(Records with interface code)
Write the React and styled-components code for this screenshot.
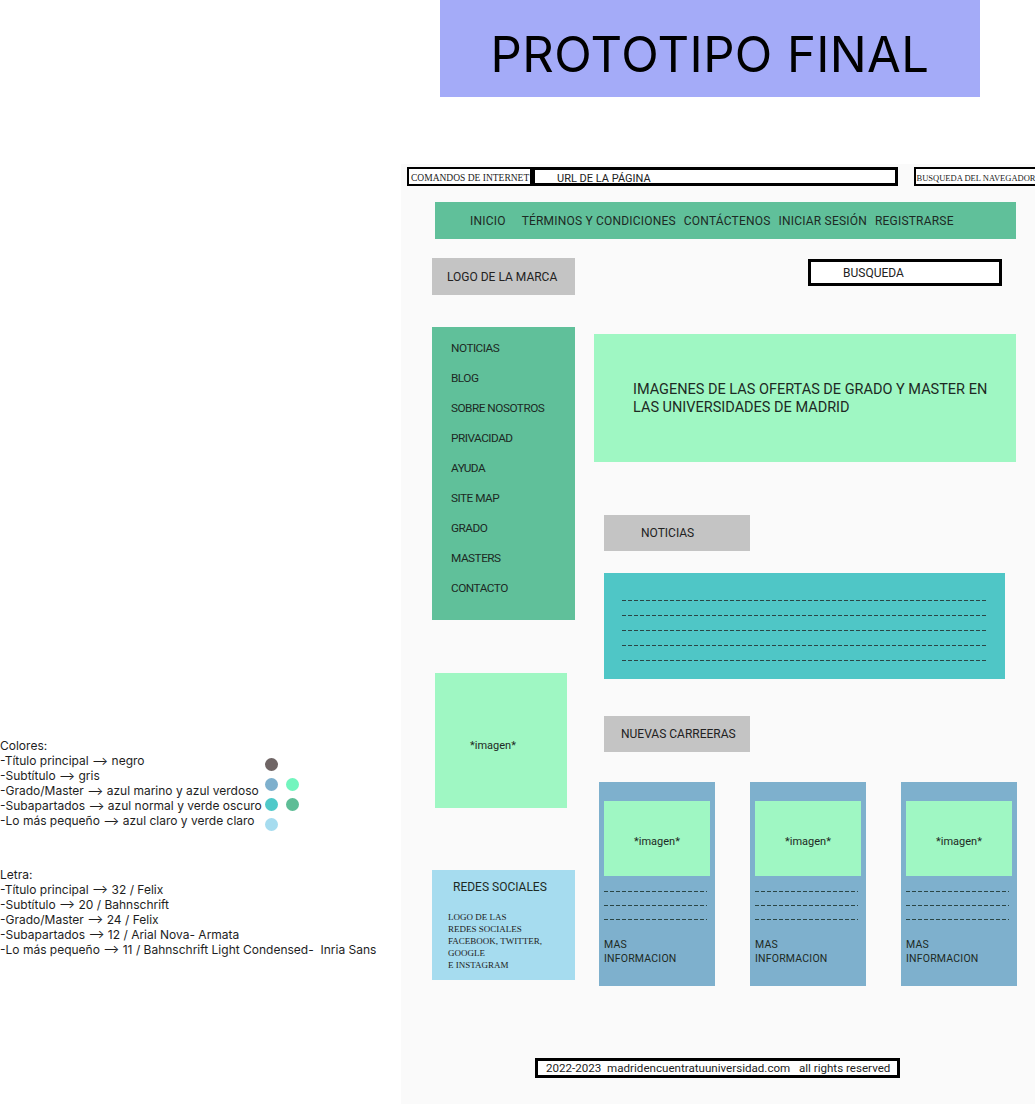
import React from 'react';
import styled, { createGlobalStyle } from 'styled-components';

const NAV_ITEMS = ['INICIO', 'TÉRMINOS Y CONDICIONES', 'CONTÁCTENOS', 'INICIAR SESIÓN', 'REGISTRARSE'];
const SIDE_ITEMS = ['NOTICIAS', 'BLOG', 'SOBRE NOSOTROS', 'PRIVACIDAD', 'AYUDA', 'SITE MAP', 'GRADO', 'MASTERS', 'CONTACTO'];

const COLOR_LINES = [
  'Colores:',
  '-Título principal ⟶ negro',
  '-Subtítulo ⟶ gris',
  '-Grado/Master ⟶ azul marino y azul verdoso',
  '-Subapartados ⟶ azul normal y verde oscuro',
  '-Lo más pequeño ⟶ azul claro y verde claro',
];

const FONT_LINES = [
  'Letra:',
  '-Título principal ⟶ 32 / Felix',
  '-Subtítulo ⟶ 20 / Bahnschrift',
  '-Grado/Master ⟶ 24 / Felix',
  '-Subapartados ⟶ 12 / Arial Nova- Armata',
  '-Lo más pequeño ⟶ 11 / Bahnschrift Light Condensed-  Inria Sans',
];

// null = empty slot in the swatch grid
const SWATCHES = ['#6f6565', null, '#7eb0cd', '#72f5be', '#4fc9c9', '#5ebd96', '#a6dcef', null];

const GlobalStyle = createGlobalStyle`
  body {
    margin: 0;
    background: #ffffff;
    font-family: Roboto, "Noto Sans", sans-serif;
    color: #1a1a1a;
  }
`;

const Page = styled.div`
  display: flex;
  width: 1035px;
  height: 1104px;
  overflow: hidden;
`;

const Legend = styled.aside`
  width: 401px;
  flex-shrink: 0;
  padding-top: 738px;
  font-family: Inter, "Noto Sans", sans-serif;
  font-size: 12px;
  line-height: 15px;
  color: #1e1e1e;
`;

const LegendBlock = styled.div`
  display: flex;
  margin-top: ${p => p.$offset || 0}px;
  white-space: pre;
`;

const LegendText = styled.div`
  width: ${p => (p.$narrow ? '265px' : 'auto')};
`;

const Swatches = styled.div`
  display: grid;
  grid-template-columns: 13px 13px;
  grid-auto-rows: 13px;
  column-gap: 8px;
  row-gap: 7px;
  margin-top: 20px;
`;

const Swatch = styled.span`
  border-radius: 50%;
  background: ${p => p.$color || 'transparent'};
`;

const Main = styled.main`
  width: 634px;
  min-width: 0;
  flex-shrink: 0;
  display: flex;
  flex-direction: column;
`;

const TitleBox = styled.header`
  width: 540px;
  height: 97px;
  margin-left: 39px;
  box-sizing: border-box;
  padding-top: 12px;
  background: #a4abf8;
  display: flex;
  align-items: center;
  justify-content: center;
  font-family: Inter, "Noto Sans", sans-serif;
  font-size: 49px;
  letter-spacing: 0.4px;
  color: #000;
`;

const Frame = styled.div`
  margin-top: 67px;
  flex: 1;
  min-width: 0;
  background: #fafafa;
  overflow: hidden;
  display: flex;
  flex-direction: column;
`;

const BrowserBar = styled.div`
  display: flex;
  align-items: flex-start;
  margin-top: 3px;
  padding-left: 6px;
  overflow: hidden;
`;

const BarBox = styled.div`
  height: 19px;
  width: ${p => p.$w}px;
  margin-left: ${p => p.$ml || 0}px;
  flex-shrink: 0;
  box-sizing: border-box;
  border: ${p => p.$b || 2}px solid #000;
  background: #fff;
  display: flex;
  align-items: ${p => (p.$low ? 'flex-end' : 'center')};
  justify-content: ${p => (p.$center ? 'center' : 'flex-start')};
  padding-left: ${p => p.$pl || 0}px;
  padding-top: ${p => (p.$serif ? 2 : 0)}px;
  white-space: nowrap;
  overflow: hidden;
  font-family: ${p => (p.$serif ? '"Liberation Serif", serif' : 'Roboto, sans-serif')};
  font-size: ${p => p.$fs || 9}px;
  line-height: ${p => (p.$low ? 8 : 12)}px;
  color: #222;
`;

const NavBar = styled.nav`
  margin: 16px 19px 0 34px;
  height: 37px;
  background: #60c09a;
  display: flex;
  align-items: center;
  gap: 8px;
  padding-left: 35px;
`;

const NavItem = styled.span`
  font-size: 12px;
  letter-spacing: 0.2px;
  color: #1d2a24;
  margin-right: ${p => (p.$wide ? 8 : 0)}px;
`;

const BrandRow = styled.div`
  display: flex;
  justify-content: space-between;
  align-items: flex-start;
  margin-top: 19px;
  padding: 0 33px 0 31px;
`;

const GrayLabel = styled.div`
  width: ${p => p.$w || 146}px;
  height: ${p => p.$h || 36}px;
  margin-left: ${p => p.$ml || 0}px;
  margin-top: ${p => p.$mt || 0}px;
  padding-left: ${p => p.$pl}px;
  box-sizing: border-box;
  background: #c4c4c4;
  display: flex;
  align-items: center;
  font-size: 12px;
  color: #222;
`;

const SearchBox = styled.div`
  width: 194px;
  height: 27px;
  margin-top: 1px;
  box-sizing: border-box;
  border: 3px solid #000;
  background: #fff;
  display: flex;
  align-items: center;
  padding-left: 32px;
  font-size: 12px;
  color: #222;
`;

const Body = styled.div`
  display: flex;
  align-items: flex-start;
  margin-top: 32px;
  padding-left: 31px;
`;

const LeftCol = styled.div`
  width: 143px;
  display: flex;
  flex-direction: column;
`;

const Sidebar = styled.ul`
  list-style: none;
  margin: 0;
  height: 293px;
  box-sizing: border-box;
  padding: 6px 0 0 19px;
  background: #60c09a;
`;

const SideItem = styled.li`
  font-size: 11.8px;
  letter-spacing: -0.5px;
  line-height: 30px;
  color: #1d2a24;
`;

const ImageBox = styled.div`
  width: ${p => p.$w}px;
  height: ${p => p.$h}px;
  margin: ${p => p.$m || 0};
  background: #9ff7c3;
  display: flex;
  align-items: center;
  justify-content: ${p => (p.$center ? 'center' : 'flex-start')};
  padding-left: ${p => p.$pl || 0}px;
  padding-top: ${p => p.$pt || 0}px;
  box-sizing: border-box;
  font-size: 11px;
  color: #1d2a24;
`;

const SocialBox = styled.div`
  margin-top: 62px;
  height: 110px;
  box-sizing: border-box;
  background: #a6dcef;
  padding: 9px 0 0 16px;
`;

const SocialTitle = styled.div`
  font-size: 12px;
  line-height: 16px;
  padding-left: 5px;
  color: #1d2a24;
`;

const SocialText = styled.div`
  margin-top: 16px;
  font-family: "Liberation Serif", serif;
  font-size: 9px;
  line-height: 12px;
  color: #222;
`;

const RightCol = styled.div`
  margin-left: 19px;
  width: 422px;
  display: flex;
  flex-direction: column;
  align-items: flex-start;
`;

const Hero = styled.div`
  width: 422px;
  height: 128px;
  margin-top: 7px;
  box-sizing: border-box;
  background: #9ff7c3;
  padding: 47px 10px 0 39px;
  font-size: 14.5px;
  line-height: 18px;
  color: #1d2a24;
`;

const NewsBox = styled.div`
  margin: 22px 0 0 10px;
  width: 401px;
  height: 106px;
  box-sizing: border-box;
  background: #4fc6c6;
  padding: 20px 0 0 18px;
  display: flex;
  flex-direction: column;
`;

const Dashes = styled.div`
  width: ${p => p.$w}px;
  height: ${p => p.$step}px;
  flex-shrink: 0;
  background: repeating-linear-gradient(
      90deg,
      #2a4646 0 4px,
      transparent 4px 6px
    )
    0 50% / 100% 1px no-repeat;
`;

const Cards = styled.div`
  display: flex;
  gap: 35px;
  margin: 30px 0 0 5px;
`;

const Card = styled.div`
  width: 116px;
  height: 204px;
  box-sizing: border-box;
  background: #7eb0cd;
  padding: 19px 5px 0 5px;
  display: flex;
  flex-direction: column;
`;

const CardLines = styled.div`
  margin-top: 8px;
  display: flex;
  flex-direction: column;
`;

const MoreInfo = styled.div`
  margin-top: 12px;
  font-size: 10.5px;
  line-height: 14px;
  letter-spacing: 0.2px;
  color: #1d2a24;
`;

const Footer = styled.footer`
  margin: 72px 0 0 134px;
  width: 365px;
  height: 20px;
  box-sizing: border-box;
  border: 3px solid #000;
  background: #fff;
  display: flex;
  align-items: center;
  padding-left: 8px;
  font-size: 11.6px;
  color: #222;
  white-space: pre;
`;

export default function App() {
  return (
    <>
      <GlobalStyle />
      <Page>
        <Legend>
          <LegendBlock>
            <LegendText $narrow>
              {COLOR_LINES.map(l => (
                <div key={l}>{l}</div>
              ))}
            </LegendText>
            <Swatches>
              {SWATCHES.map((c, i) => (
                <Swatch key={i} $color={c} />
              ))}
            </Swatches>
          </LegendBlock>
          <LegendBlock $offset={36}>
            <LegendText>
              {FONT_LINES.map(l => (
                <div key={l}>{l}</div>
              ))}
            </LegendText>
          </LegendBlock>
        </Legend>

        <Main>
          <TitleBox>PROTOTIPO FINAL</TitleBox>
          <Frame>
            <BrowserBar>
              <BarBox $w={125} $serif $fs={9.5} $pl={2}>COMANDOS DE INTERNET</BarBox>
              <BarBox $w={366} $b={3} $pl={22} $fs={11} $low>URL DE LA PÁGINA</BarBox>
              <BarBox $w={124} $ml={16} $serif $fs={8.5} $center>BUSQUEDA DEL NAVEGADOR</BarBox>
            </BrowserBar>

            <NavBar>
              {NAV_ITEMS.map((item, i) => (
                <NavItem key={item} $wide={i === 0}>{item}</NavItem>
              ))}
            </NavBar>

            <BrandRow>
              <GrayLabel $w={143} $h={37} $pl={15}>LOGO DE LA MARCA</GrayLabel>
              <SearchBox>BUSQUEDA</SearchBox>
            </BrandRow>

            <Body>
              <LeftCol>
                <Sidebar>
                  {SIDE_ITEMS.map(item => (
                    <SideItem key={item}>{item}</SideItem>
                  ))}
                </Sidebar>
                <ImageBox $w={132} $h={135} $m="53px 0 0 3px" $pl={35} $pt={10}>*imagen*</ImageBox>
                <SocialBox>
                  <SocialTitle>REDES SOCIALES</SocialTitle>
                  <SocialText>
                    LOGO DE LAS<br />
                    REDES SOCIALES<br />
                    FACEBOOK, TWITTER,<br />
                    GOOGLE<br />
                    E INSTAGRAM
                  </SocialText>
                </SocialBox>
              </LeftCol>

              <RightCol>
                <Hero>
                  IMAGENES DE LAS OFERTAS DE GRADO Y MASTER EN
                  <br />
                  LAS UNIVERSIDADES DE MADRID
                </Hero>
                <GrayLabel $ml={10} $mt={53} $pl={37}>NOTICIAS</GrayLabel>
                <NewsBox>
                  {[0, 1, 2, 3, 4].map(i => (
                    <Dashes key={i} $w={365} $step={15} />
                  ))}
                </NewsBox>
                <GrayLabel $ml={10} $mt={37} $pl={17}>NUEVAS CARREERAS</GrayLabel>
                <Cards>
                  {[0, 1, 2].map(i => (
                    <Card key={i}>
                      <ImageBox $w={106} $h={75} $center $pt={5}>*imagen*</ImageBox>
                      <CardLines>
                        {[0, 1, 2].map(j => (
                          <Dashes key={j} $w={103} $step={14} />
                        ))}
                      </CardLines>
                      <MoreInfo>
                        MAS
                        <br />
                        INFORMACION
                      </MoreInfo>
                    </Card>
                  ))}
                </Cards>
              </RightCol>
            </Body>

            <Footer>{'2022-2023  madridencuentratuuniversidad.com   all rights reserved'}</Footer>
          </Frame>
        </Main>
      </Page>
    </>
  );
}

--

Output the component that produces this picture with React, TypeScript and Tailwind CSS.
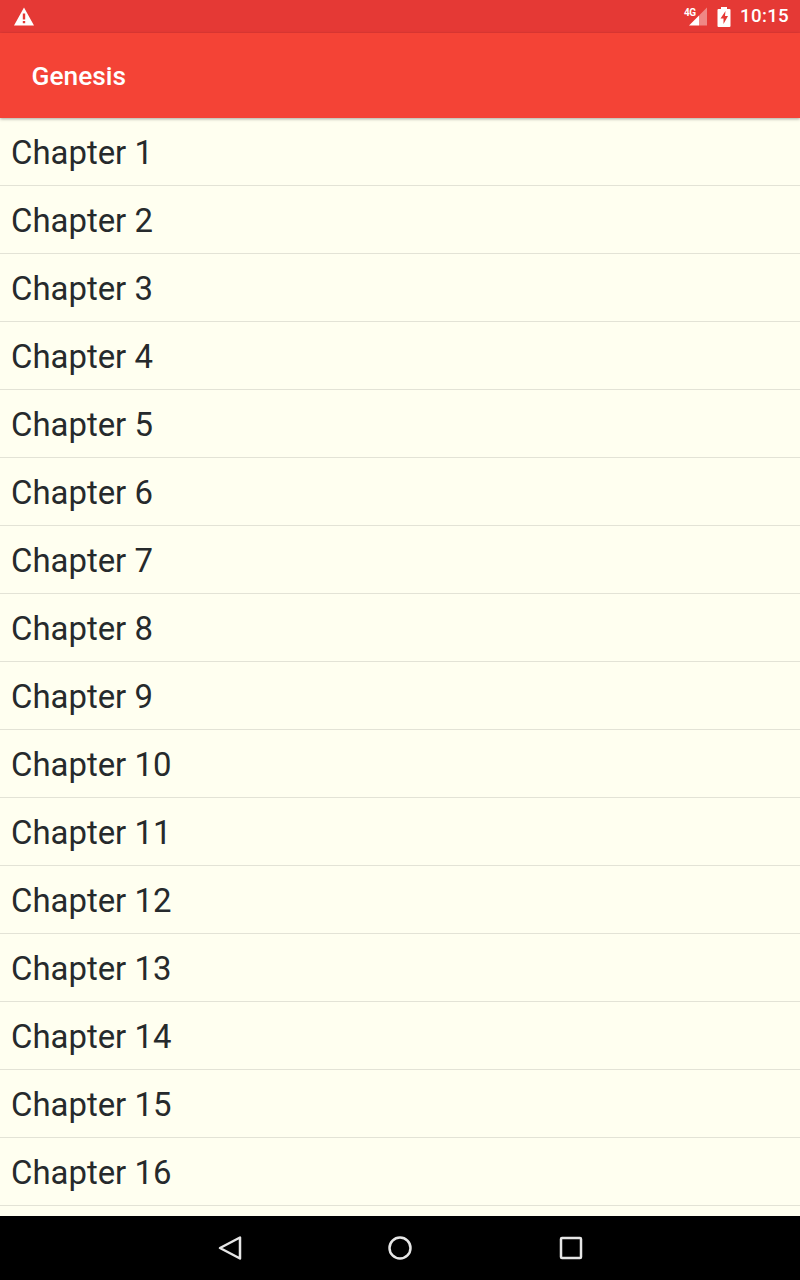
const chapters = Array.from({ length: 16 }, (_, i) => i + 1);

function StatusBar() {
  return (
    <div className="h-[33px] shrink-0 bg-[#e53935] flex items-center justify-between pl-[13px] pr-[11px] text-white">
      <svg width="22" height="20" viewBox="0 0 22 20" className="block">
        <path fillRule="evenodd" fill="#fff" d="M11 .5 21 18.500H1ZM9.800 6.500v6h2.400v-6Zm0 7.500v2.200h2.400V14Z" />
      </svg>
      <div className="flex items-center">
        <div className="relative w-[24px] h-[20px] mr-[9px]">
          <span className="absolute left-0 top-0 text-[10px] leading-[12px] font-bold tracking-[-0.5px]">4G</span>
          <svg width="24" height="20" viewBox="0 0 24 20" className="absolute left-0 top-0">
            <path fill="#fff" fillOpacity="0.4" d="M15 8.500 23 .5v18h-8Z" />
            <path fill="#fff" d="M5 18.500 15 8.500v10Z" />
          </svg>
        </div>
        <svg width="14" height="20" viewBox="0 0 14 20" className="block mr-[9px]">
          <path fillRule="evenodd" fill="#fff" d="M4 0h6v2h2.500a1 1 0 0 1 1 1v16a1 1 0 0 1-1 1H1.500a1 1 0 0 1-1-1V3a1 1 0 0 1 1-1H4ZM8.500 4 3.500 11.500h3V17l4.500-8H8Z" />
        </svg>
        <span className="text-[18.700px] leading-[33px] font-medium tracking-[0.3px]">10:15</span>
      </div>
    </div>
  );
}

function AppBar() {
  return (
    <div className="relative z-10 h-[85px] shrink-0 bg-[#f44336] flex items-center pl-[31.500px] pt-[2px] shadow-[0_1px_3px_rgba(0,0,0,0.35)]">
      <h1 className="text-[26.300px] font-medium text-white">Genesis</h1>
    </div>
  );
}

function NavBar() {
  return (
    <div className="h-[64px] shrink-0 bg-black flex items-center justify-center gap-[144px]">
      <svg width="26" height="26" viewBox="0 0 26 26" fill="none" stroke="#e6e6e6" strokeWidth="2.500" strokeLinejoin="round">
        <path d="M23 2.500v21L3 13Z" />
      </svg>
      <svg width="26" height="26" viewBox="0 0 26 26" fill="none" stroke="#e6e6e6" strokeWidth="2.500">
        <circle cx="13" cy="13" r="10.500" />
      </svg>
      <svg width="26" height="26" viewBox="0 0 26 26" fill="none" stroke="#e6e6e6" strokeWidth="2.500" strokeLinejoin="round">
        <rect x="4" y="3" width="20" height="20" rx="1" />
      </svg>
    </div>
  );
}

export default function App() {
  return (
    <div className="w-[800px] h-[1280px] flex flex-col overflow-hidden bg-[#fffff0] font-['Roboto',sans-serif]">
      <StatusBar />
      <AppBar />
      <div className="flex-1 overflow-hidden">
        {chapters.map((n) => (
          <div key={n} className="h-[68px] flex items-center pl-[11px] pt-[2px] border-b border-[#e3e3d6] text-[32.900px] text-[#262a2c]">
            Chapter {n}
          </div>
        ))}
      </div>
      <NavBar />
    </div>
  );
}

---

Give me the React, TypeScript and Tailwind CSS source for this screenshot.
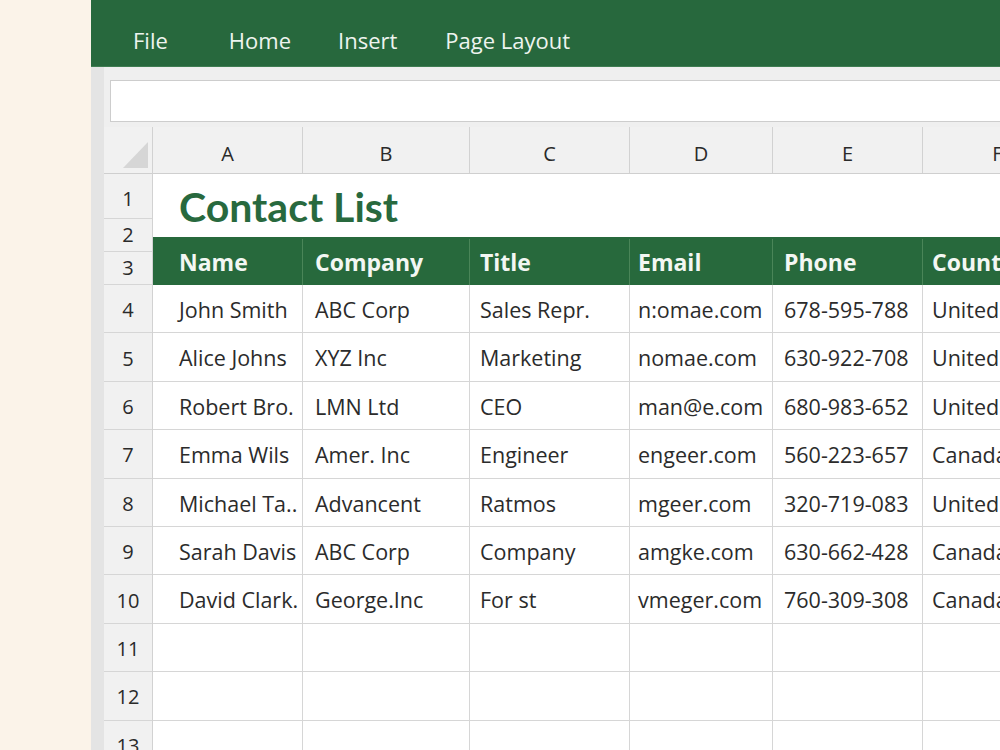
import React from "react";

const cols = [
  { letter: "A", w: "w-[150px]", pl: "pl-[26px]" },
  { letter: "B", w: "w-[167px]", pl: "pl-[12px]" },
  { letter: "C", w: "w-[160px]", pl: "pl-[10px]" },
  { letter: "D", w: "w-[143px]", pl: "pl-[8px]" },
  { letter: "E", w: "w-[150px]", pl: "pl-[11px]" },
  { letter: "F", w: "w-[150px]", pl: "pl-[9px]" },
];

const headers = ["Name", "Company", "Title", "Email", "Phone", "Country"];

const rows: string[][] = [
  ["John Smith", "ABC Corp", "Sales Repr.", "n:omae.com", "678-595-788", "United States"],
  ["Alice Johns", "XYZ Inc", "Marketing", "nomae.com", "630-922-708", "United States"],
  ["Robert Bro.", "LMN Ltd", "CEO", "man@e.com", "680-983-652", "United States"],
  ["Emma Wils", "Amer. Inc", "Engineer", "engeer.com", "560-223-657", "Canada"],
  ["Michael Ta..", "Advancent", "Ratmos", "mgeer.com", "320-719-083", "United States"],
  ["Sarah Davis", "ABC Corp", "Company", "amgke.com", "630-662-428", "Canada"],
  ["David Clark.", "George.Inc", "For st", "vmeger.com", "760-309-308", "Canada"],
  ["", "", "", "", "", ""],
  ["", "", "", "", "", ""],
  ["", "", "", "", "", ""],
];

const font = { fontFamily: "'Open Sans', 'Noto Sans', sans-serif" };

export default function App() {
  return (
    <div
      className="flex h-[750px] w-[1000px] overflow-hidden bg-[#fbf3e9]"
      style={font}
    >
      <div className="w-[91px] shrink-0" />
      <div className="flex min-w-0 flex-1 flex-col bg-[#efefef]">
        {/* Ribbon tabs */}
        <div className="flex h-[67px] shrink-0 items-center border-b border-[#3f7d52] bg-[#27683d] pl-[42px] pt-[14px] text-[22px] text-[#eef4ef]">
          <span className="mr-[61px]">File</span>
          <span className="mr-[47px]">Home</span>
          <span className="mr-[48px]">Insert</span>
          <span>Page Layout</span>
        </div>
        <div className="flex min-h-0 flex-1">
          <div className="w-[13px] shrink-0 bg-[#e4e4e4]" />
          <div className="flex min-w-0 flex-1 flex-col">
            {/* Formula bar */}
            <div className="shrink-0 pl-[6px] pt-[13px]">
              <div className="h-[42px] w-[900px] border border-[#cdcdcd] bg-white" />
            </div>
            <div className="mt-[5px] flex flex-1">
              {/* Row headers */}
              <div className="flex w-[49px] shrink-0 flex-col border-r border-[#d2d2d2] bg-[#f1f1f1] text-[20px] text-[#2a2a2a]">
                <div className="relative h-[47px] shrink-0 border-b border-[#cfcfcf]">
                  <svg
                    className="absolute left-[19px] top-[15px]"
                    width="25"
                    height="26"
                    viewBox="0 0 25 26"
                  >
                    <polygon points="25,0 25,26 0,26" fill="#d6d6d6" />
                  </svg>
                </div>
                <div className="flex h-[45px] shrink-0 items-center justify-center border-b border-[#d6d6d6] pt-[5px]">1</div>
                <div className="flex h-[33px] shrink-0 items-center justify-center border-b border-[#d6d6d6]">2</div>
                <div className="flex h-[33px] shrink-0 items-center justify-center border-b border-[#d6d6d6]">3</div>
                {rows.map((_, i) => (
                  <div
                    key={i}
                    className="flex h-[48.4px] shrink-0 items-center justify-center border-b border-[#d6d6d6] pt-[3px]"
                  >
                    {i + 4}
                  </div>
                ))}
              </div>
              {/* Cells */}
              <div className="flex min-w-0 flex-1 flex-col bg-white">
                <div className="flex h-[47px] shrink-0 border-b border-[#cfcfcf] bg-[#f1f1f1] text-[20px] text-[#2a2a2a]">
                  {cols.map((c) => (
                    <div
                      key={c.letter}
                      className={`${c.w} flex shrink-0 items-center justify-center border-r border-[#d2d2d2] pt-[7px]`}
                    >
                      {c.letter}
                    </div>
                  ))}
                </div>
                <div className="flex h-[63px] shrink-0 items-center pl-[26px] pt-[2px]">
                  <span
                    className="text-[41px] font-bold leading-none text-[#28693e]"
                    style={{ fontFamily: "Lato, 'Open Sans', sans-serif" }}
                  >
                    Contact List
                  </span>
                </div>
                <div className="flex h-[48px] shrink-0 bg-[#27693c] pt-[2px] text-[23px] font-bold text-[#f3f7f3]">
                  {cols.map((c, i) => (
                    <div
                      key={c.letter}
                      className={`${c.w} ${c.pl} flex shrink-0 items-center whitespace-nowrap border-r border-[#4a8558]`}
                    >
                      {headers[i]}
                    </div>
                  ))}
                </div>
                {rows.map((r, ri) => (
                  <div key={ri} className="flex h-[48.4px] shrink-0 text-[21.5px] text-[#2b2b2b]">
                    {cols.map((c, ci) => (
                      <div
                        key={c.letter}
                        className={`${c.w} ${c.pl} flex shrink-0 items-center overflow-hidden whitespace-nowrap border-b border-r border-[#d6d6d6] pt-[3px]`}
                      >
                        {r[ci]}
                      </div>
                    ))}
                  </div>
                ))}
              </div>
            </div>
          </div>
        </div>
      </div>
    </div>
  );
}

** What you should do **
From the records above, transcribe exactly the lines starting at the one containing "Write the React" and ending at the one containing "const SIDE_ITEMS = ['NOTICIAS', 'BLOG', 'SOBRE". Skip the pictures.

** The result **
Write the React and styled-components code for this screenshot.
import React from 'react';
import styled, { createGlobalStyle } from 'styled-components';

const NAV_ITEMS = ['INICIO', 'TÉRMINOS Y CONDICIONES', 'CONTÁCTENOS', 'INICIAR SESIÓN', 'REGISTRARSE'];
const SIDE_ITEMS = ['NOTICIAS', 'BLOG', 'SOBRE NOSOTROS', 'PRIVACIDAD', 'AYUDA', 'SITE MAP', 'GRADO', 'MASTERS', 'CONTACTO'];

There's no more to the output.